Его аргументы были похожи на мешки с песком на баррикаде. Они не выдерживали натиска серьезных доводов, но за ними была решимость отстоять себя, сила личности, принявшей брошенный ей вызов. Здесь оказался выстроенный им мир, здесь — могила его жены, здесь его собаки, в этой же стране родные Черновцы — детство и юность, лучше которых не будет уже ничего. Во всем этом была цельность. Куда ехать? Человек, был всю жизнь независим не для того, чтобы в ее конце изменить самому себе.

Это еще до того, как случилась беда с ногой. Потом его бездарно лечили (за деньги, так платная медицина доказывала свое преимущество над бесплатной), и он оказался прикован (очень точное здесь слово) к кровати. Брошенный людьми, на которых, казалось, мог рассчитывать, он лежал, смотрел целыми днями телевизор. Кабельное телевидение работало в его доме, как нигде в городе (тут ему невероятно повезло) — шли немецкие, итальянские программы. Он читал немецкие газеты и Ридерс Дайджест. Мне сообщил доверительно. — Вы себе не представляете, как трудно умереть.

Я провел с ним немало часов, как правило, по воскресеньям. Брал ключ в квартире этажом ниже, и бросал туда же, в щель почтового ящика, уходя. Пару раз соседка заносила угощение, основательные, жареные на масле пирожки. И больше никого. Телефон беспокоил пару раз за все время. Я варил кофе, мы покуривали и общались. Пирожков Г. не ел, желудок не принимал, но собачкам они были кстати. Вообще, ел он мало и несколько раз брался голодать, неделю он преодолевал спокойно и считал полезным. У него был опыт. Г. был вполне живой человек, и, если считаться с тем, что часть естества отмирает еще при жизни, мог дать фору гораздо более молодым. Он был наделен стоическим достоинством умирающего человека. Отношение к уходящей жизни оставалось легким и даже немного капризным — почему приходится столько ждать? Все это не могло не вызывать сочувствия. Некоторая ирония, присущая отдельным эпизодам, соответствовала интонациям самого рассказа. Умер он за день до дня рождения, восьмого марта ему бы исполнилось восемьдесят пять. Он умер седьмого. Так прошло наше общее время с октября по март.
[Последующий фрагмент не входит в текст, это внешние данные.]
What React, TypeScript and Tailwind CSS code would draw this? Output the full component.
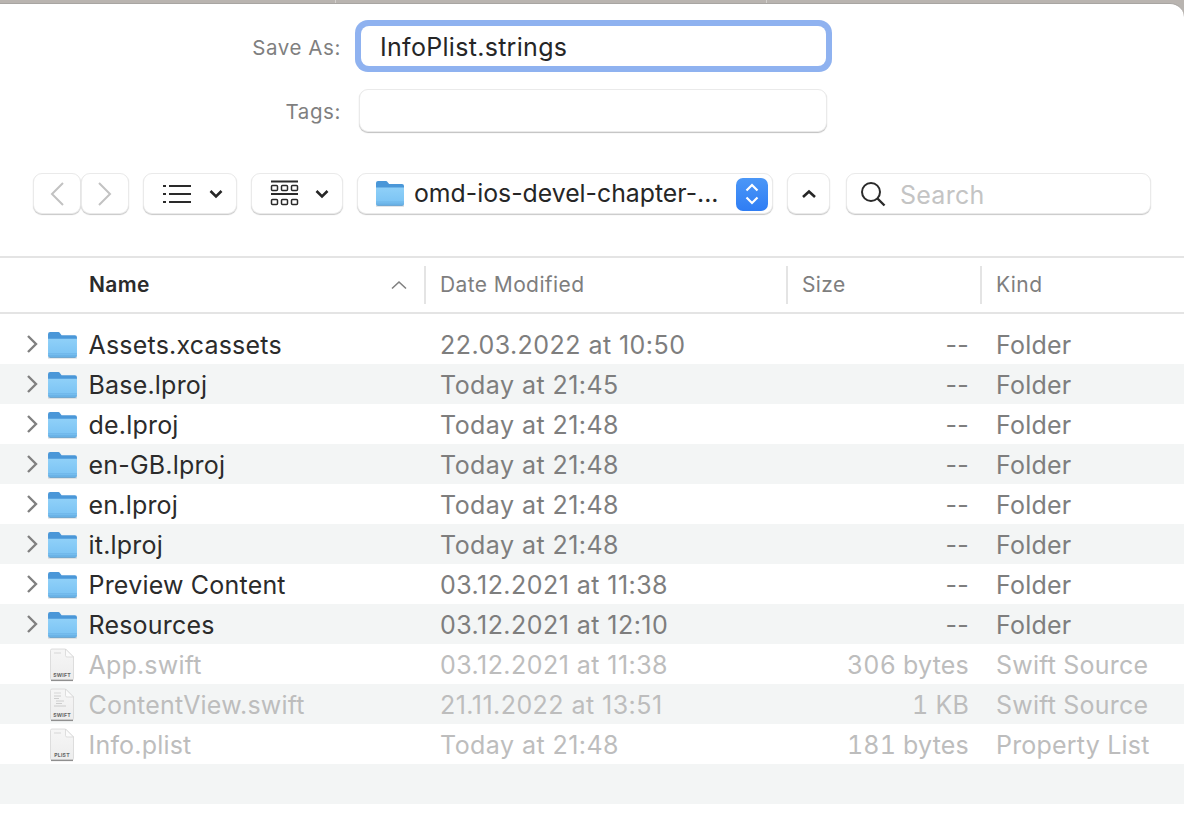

Далее следует история жизни Фридриха Бернгардовича, слово в слово.

Из анкеты. Фридрих Бернгард Гольдфрухт родился 8 марта 1918 года в городе Черновцы, в последний год существования Австро-Венгерской империи. В том же году город стал румынским, Австро-Венгрия распалась. К тому времени его отец — Бернгард Гольфрухт был врачом в австрийской армии, мать — Фаня Фридман медицинской сестрой. Отец закончил Венский университет с дипломом врача, был лучшим в своем выпуске. Родители поженились в 1900 году, в 1901 году родилась сестра. Фридрих был поздним ребенком, отцу было 50, матери — 37.